Dalam tradisi Yahudi Kuno dinar dan dirham juga digunakan. Ya, Nabi mengakui keberlakuan dinar dan dirham, namun Nabi tidak mengklaim bahwa itu berasal dari Islam. Pelajaran yang bisa kita ambil dari soal dinar dan dirham adalah bahwa kita, umat Islam, sering melakukan klaim akan sebuah tradisi yang pada dasarnya bukan asli keluar dari rahim Islam, namun dianggap sebagai asli Islam.
Saya pikir kasus dinar dan dirham ini adalah contoh yang jelas dari contoh-contoh lain. Yang menjadi pertanyaan bagi kita adalah mengapa sebagian umat Islam sering bersikukuh bahwa dinar dan dirham itu asli Islam, padahal dengan mengakui bahwa kedua jenis alat tukar itu sesuai dengan fakta sejarah justru menunjukkan bahwa Islam sebagai agama itu sangat terbuka.
Islam adalah agama bisa menerima hal-hal di luar Islam jika hal-hal itu ternyata memiliki manfaat besar bagi umat Islam. Kalangan Muslim ideologis nampaknya ingin mendaku dinar dan dirham sebagai hal yang sangat Islami untuk kepentingan ideologis mereka, bukan untuk kepentingan Islam itu sendiri.
Saya kira, bersikap obyektif dalam memandang sejarah atas peristiwa dan hal apa saja dari masa lalu adalah sikap terbaik untuk dunia Islam agar kita terlepas dari jebakan ekslusivisme keagamaan.

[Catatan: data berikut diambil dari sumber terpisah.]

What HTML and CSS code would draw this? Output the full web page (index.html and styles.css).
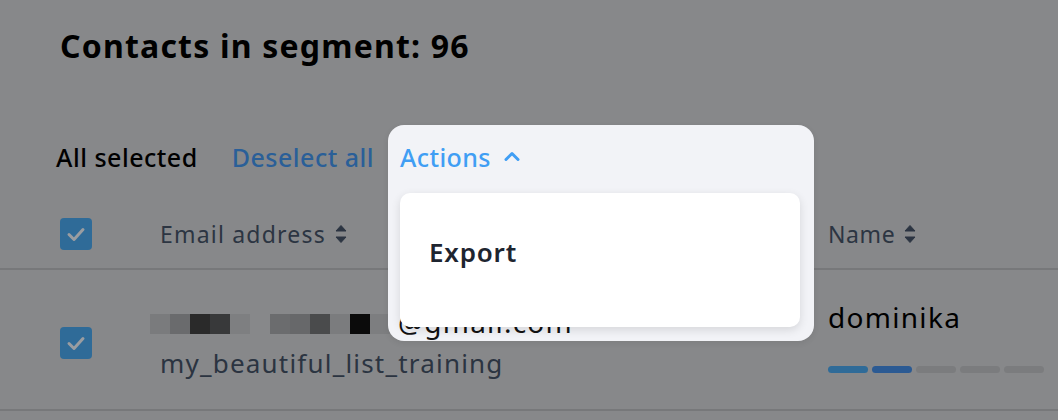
FILE: index.html
```html
<!DOCTYPE html>
<html>
<head>
<meta charset="utf-8">
<link rel="stylesheet" href="styles.css">
</head>
<body>
<div class="page">
  <h1 class="title">Contacts in segment: 96</h1>
  <div class="toolbar">
    <span class="all">All selected</span>
    <span class="deselect">Deselect all</span>
  </div>
  <div class="thead">
    <div class="c-check"><span class="cb"><svg viewBox="0 0 32 32" width="32" height="32"><path d="M9 16.5l5 5 9-10" fill="none" stroke="#9a9da1" stroke-width="3" stroke-linecap="round" stroke-linejoin="round"/></svg></span></div>
    <div class="c-email th th-email">Email address <svg class="sort" viewBox="0 0 12 20" width="12" height="20"><path d="M1 7L6 1.5 11 7Z M1 13L6 18.5 11 13Z" fill="#2c3542" stroke="#2c3542" stroke-width="1" stroke-linejoin="round"/></svg></div>
    <div class="c-name th">Name <svg class="sort" viewBox="0 0 12 20" width="12" height="20"><path d="M1 7L6 1.5 11 7Z M1 13L6 18.5 11 13Z" fill="#2c3542" stroke="#2c3542" stroke-width="1" stroke-linejoin="round"/></svg></div>
  </div>
  <div class="trow">
    <div class="c-check"><span class="cb"><svg viewBox="0 0 32 32" width="32" height="32"><path d="M9 16.5l5 5 9-10" fill="none" stroke="#9a9da1" stroke-width="3" stroke-linecap="round" stroke-linejoin="round"/></svg></span></div>
    <div class="c-email">
      <div class="email">
        <span class="px" style="background:#7a7b7d"></span><span class="px" style="background:#6a6b6d"></span><span class="px" style="background:#2a2a2a"></span><span class="px" style="background:#38393a"></span><span class="px" style="background:#7e7f81"></span><span class="px" style="background:#87888a"></span><span class="px" style="background:#6b6c6e"></span><span class="px" style="background:#67686a"></span><span class="px" style="background:#4a4b4c"></span><span class="px" style="background:#7b7c7e"></span><span class="px" style="background:#0b0b0b"></span><span class="px" style="background:#7d7e80"></span><span class="domain">@gmail.com</span>
      </div>
      <div class="list">my_beautiful_list_training</div>
    </div>
    <div class="c-name">
      <div class="name">dominika</div>
      <div class="bars"><span class="bar b1"></span><span class="bar b2"></span><span class="bar"></span><span class="bar"></span><span class="bar"></span></div>
    </div>
  </div>
  <div class="popover">
    <div class="trigger">Actions <svg viewBox="0 0 16 10" width="16" height="10"><path d="M2 8.5L8 2.5l6 6" fill="none" stroke="#409ef4" stroke-width="3" stroke-linecap="round" stroke-linejoin="round"/></svg></div>
    <div class="menu"><div class="item">Export</div></div>
  </div>
</div>
</body>
</html>
```
FILE: styles.css
```css
html, body { margin: 0; padding: 0; }
body {
  background: #87888a;
  font-family: "Noto Sans", "Open Sans", sans-serif;
  width: 1058px;
  height: 420px;
  overflow: hidden;
}
.page { position: relative; height: 420px; }
.title {
  margin: 0;
  padding: 26px 0 0 60px;
  font-size: 32px;
  font-weight: 700;
  letter-spacing: 1.2px;
  color: #000;
  line-height: 40px;
}
.toolbar {
  display: flex;
  gap: 34px;
  margin-top: 71px;
  padding-left: 56px;
  height: 40px;
  align-items: center;
  font-size: 25px;
  letter-spacing: 0.5px;
  font-weight: 500;
}
.all { color: #000; }
.deselect { color: #2a5f98; }
.thead, .trow { display: flex; }
.thead {
  margin-top: 23px;
  height: 70px;
  align-items: center;
  border-bottom: 2px solid #77787a;
  box-sizing: border-box;
}
.trow {
  height: 141px;
  border-bottom: 2px solid #77787a;
  box-sizing: border-box;
  align-items: flex-start;
}
.c-check { width: 160px; padding-left: 60px; box-sizing: border-box; display: flex; }
.c-email { width: 668px; }
.c-name { flex: 1; }
.th {
  font-size: 23px;
  color: #2c3542;
  letter-spacing: 0.6px;
  display: flex;
  align-items: center;
  gap: 9px;
}
.th-email { letter-spacing: 1.2px; }
.cb {
  width: 32px; height: 32px;
  background: #2f6b98;
  border-radius: 4px;
  display: block;
}
.cb svg { display: block; }
.trow .c-check { padding-top: 57px; }
.trow .c-email { padding-top: 44px; }
.trow .c-name { padding-top: 30px; }
.email {
  display: flex;
  align-items: flex-start;
  height: 20px;
  margin-left: -10px;
}
.px { width: 20px; height: 20px; display: block; flex: none; }
.domain {
  position: relative;
  z-index: 1;
  font-size: 28px;
  line-height: 20px;
  color: #111;
  margin-left: 8px;
  margin-top: -2px;
  letter-spacing: 1.2px;
}
.list {
  margin-top: 13px;
  font-size: 26px;
  line-height: 32px;
  color: #2b3441;
  letter-spacing: 1.2px;
}
.name {
  font-size: 28px;
  line-height: 34px;
  color: #000;
  letter-spacing: 1.3px;
}
.bars { display: flex; gap: 4px; margin-top: 32px; }
.bar { width: 40px; height: 7px; border-radius: 4px; background: #7b7c7e; }
.bar.b1 { background: #2f6b98; }
.bar.b2 { background: #2b5a93; }
.popover {
  position: absolute;
  left: 388px;
  top: 125px;
  width: 426px;
  height: 216px;
  background: #f2f3f7;
  border-radius: 16px;
  box-shadow: 0 2px 6px rgba(0,0,0,0.08);
  padding: 12px 14px 14px 12px;
  box-sizing: border-box;
}
.trigger {
  display: flex;
  align-items: center;
  gap: 13px;
  color: #409ef4;
  font-size: 25px;
  font-weight: 500;
  height: 40px;
  letter-spacing: 0.4px;
}
.trigger svg { margin-top: -2px; }
.menu {
  position: relative;
  z-index: 2;
  margin-top: 16px;
  height: 134px;
  background: #fff;
  border-radius: 10px;
  box-shadow: 0 3px 10px rgba(0,0,0,0.12);
  display: flex;
  align-items: center;
  padding-left: 29px;
}
.item {
  font-size: 26px;
  font-weight: 600;
  color: #1e2530;
  letter-spacing: 0.8px;
  margin-top: -16px;
}
```
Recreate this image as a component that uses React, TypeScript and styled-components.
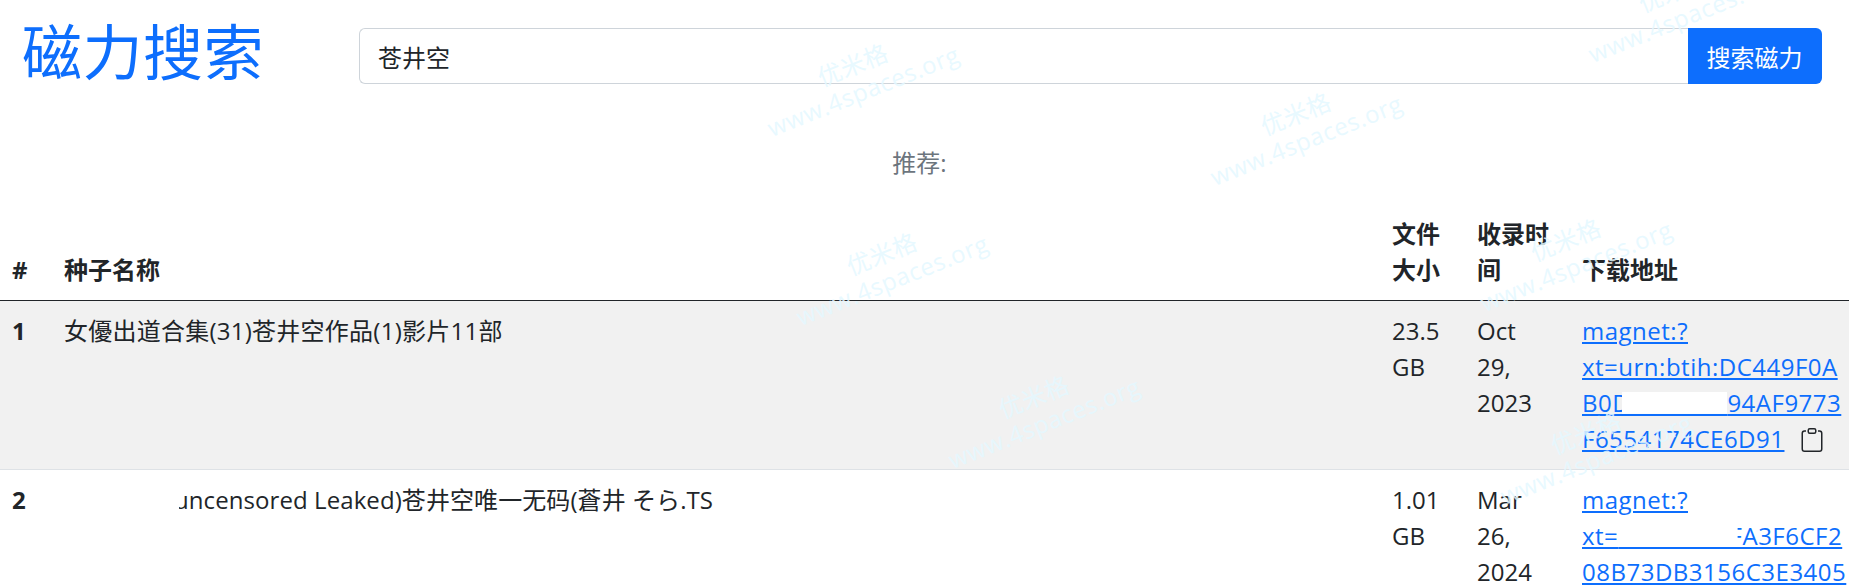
import * as React from "react";
import styled, { createGlobalStyle } from "styled-components";
import { BsClipboard } from "react-icons/bs";

const FONT = `"Open Sans", "Noto Sans CJK SC", sans-serif`;

const GlobalStyle = createGlobalStyle`
    html, body {
        margin: 0;
        padding: 0;
        background: #fff;
        overflow: hidden;
    }
`;

const Page = styled.div`
    position: relative;
    width: 100%;
    height: 588px;
    overflow: hidden;
    color: #212529;
    font-family: ${FONT};
    font-size: 24px;
    line-height: 36px;
`;

const Header = styled.header`
    display: flex;
    align-items: flex-start;
    padding: 16px 27px 0 22px;
`;

const Title = styled.a`
    width: 337px;
    flex: none;
    color: #0d6efd;
    font-size: 60px;
    line-height: 72px;
    letter-spacing: 0.5px;
    text-decoration: none;
`;

const SearchForm = styled.form`
    display: flex;
    flex: 1;
    height: 56px;
    margin-top: 12px;
`;

const SearchInput = styled.input`
    flex: 1;
    min-width: 0;
    box-sizing: border-box;
    padding: 0 18px;
    border: 1px solid #ced4da;
    border-right: none;
    border-radius: 6px 0 0 6px;
    color: #212529;
    font-family: ${FONT};
    font-size: 24px;
    outline: none;
`;

const SearchButton = styled.button`
    width: 134px;
    flex: none;
    padding: 0 1px 0 0;
    border: none;
    border-radius: 0 6px 6px 0;
    background: #0d6efd;
    color: #fff;
    font-family: ${FONT};
    font-size: 24px;
`;

const Recommend = styled.div`
    margin-top: 57px;
    padding-right: 4px;
    color: #6c757d;
    text-align: center;
`;

const Table = styled.table`
    width: 100%;
    margin-top: 23px;
    border-collapse: collapse;
    table-layout: fixed;
`;

const Col = styled.col<{ $width: number }>`
    width: ${(p) => p.$width}px;
`;

const HeadCell = styled.th`
    padding: 12px;
    border-bottom: 1px solid #212529;
    font-weight: 700;
    text-align: left;
    vertical-align: bottom;
`;

const Row = styled.tr<{ $striped?: boolean }>`
    background: ${(p) => (p.$striped ? "#f1f1f1" : "#fff")};
`;

const Cell = styled.td`
    padding: 12px;
    border-bottom: 1px solid #dee2e6;
    vertical-align: top;
    white-space: nowrap;
`;

const IndexCell = styled(Cell)`
    font-weight: 700;
`;

const NameCell = styled(Cell)<{ $spacing: number }>`
    letter-spacing: ${(p) => p.$spacing}px;
`;

// blank patch over the start of the name, it eats the left of the first letter
const NameGap = styled.span`
    display: inline-block;
    position: relative;
    width: 115px;
    height: 20px;
    margin-right: -5px;
    background: #fff;
`;

const MagnetLink = styled.a`
    color: #0d6efd;
    letter-spacing: 0.5px;
    text-decoration: underline;
`;

// painted over part of the hash, the underline stays visible
const Hidden = styled.span<{ $width: number; $before?: number; $after?: number }>`
    position: relative;
    margin-left: ${(p) => -(p.$before ?? 0)}px;
    margin-right: ${(p) => -(p.$after ?? 0)}px;
    letter-spacing: ${(p) => p.$width - 6}px;
    background: linear-gradient(#fff, #fff) center / 100% 66% no-repeat;
    border-radius: 6px;
`;

const CopyIcon = styled(BsClipboard)`
    margin-left: 16px;
    vertical-align: -4px;
    color: #212529;
`;

const WatermarkLayer = styled.div`
    position: absolute;
    inset: 0;
    pointer-events: none;
`;

const Watermark = styled.div<{ $x: number; $y: number }>`
    position: absolute;
    left: ${(p) => p.$x}px;
    top: ${(p) => p.$y}px;
    transform: translate(-50%, -50%) rotate(-21.8deg);
    color: rgba(228, 248, 255, 0.85);
    font-size: 24px;
    line-height: 28px;
    letter-spacing: 0.6px;
    text-align: center;
    white-space: nowrap;
`;

const WATERMARKS = [
    { x: 858, y: 78 },
    { x: 1301, y: 127 },
    { x: 887, y: 267 },
    { x: 1571, y: 253 },
    { x: 1039, y: 410 },
    { x: 1679, y: 4 },
    { x: 1591, y: 446 },
];

export default function App() {
    return (
        <Page>
            <GlobalStyle />
            <Header>
                <Title href="#">磁力搜索</Title>
                <SearchForm>
                    <SearchInput defaultValue="苍井空" />
                    <SearchButton type="button">搜索磁力</SearchButton>
                </SearchForm>
            </Header>
            <Recommend>推荐:{"\u00a0"}</Recommend>
            <Table>
                <colgroup>
                    <Col $width={52} />
                    <Col $width={1328} />
                    <Col $width={85} />
                    <Col $width={105} />
                    <Col $width={279} />
                </colgroup>
                <thead>
                    <tr>
                        <HeadCell>#</HeadCell>
                        <HeadCell>种子名称</HeadCell>
                        <HeadCell>文件大小</HeadCell>
                        <HeadCell>收录时间</HeadCell>
                        <HeadCell>下载地址</HeadCell>
                    </tr>
                </thead>
                <tbody>
                    <Row $striped>
                        <IndexCell>1</IndexCell>
                        <NameCell $spacing={0.25}>女優出道合集(31)苍井空作品(1)影片11部</NameCell>
                        <Cell>23.5<br />GB</Cell>
                        <Cell>Oct<br />29,<br />2023</Cell>
                        <Cell>
                            <MagnetLink href="#">
                                magnet:?<br />
                                xt=urn:btih:DC449F0A<br />
                                B0D<Hidden $width={105} $before={8}>{"\u00a0"}</Hidden>94AF9773<br />
                                F6554174CE6D91
                            </MagnetLink>
                            <CopyIcon size={24} />
                        </Cell>
                    </Row>
                    <Row>
                        <IndexCell>2</IndexCell>
                        <NameCell $spacing={0.08}><NameGap />uncensored Leaked)苍井空唯一无码(蒼井 そら.TS</NameCell>
                        <Cell>1.01<br />GB</Cell>
                        <Cell>Mar<br />26,<br />2024</Cell>
                        <Cell>
                            <MagnetLink href="#">
                                magnet:?<br />
                                xt=<Hidden $width={119} $after={8}>{"\u00a0"}</Hidden>FA3F6CF2<br />
                                08B73DB3156C3E3405
                            </MagnetLink>
                        </Cell>
                    </Row>
                </tbody>
            </Table>
            <WatermarkLayer>
                {WATERMARKS.map((mark) => (
                    <Watermark key={`${mark.x}-${mark.y}`} $x={mark.x} $y={mark.y}>
                        优米格<br />www.4spaces.org
                    </Watermark>
                ))}
            </WatermarkLayer>
        </Page>
    );
}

Pastinya, sikap demikian akan menguntungkan Islam.
Umat Islam di Indonesia, jika ingin mengajukan syariah sebagai bagian dari gaya hidup dan bahkan aturan negara dan masyarakat, maka hal yang tidak bisa tinggalkan adalah sikap obyektif dalam memandang fakta sejarah. Di dalam fakta sejarah kehidupan ekonomi dengan segala implikasinya adalah sejarah yang tidak hanya terkait dengan umat Islam saja, namun juga umat agama-agama lain.
Bahkan sebelum agama muncul di bumi, transaksi ekonomi sudah berjalan dan menggunakan barter sebagai alat tukar misalnya. Saya setuju bahwa ada beberapa aspek ekonomi yang diajukan Islam seperti penghilangan riba yang berlipat-lipat namun itu semua juga harus diletakkan dalam konteks sejarah secara holistik. Sekali lagi, cara demikian sangat berguna dan memberi nilai tambah pada Islam.
Sebagai catatan, pasar mu’amalah yang menggunakan dinar dan dirham itu sudah pernah terjadi ribuan waktu lalu dan yang melakukan adalah kerajaan Byzantine dan Persia Pra Islam. Jika kita mengganggap bahwa mata uang dinar dan dirham adalah mata uang yang sesuai dengan syariah Islam, maka kita jangan lupa bahwa dinar dan dirham adalah jenis model mata uang yang berasal dari tradisi non-Islam yang diislamkan. Demikian.